War in Europe
- Cover of the flat-pack version, 1976
- Publishers: Simulations Publications
- Genres: Board wargame
- Chance: Medium-low
- Skills: Strategy

= War in Europe (game) =

Board game

War in Europe is a grand strategic "monster" board wargame published by Simulations Publications Inc. (SPI) in 1976 that attempts to simulate the entirety of the European theatre of World War II from 1939 to 1945. One of the largest wargames ever produced, War in Europe features 4000 counters, four rulebooks, and nine maps that when placed together cover an area of 38.5 ft^{2} (3.6 m^{2}). The game is nominally a three-player game (Allied, Axis, Soviet), but each side can be represented by teams of players. SPI estimated the full game would take at least 180 hours.

==Description==
In 1974, SPI had produced War in the East, a "monster" wargame (having more than 1000 counters) that simulated the Eastern Front conflict between Germany and the Soviet Union from "Operation Barbarossa" in 1941 until Germany's surrender in 1945. Two years later, in 1976, SPI published War in the West, which covered the Allied-German conflict in Western Europe and North Africa. Later the same year, SPI published War in Europe, which combined a revised version of War in the East (henceforth called War in the East, 2nd edition) and War in the West. Players can either play one or the other, or can combine both games into one massive campaign covering the entire European Theater called War in Europe.

===Components===
- 4000 die-cut counters
- 4 rulebooks:
  - Standard Rules (used in both East and West games)
  - Rules used only in War in the East 2nd Edition
  - Rules used only in War in the West
  - Rules only used in War in Europe
- Nine 22" x 34" paper hex grid maps scaled to 33 km (22.5 mi) per hex
- Various game aids and Combat Result Tables

===Scenarios===

====War in the West====
- Poland 1939: four-turn introductory scenario designed to teach the rules.
- France 1940,
- North Africa 1942 (from Gazala to Tunis)
- Italy 1943
- France 1944

====War in the East====
- 1941
- 1942
- 1943
- 1944

====War in Europe====
- December 1944: The fall of Germany, beginning with the Battle of the Bulge

===Game play===
Each game turn represents one week, with the game covering a period from 1939–45; units are Allied and German divisions and Soviets divisions and corps.

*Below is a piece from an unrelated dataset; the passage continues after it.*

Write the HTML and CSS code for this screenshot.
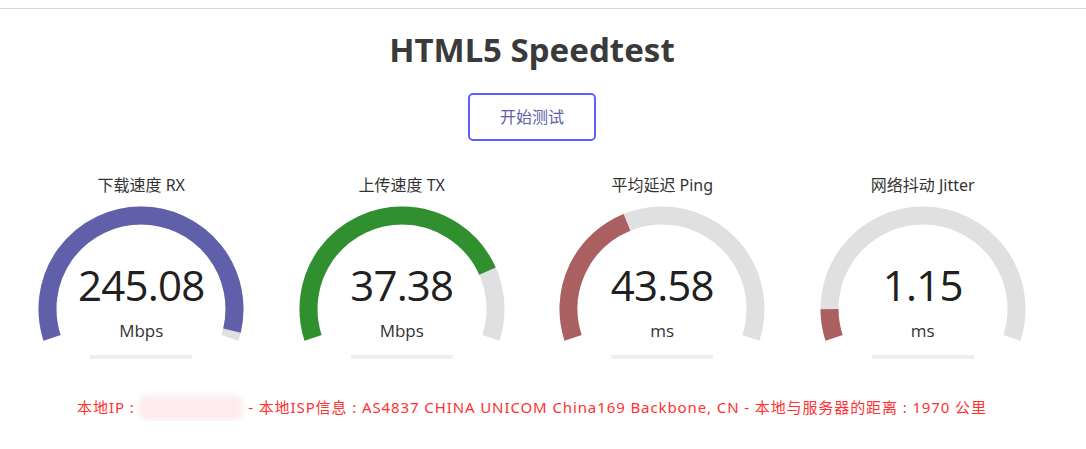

The Combat Result Tables (CRTs) are variable according to the game year: Germans begin by attacking on the table most favourable to the attacker, but deteriorate slightly in quality during the war, while the Allies and Soviets begin on an unfavourable table and improve in quality during the game.

The Soviets may attempt to slow German tank advances by flipping their small infantry divisions to create static fortifications (which double the combat value of another unit in the hex) and by using antitank brigades (which halve the value of attacking German armour). Another factor slowing the German advance into the USSR is the different railway gauge, which means that railroad lines in the USSR take longer to convert to German control.

===Warfare===
Each player has air factors, which may be used either for "air superiority" (fighting the enemy air force), or to enhance the die roll for ground combat, to suppress ports or to interdict hexes, making them harder to move through; the numerically-superior air force, after winning the air superiority combat, may largely prevent the enemy from conducting the latter functions. Whereas the German Luftwaffe might have ten or twenty factors during the invasion of France in 1940, by 1944 the Western Allies alone might have approaching 100 air factors, enough to interdict almost every hex in France.

The Western Allies may also conduct a strategic bombing campaign, increasing in range and effectiveness as the war goes on, to bomb German industrial and resource centres (see below); the German player may attempt to fight this off with his own air factors and with flak units.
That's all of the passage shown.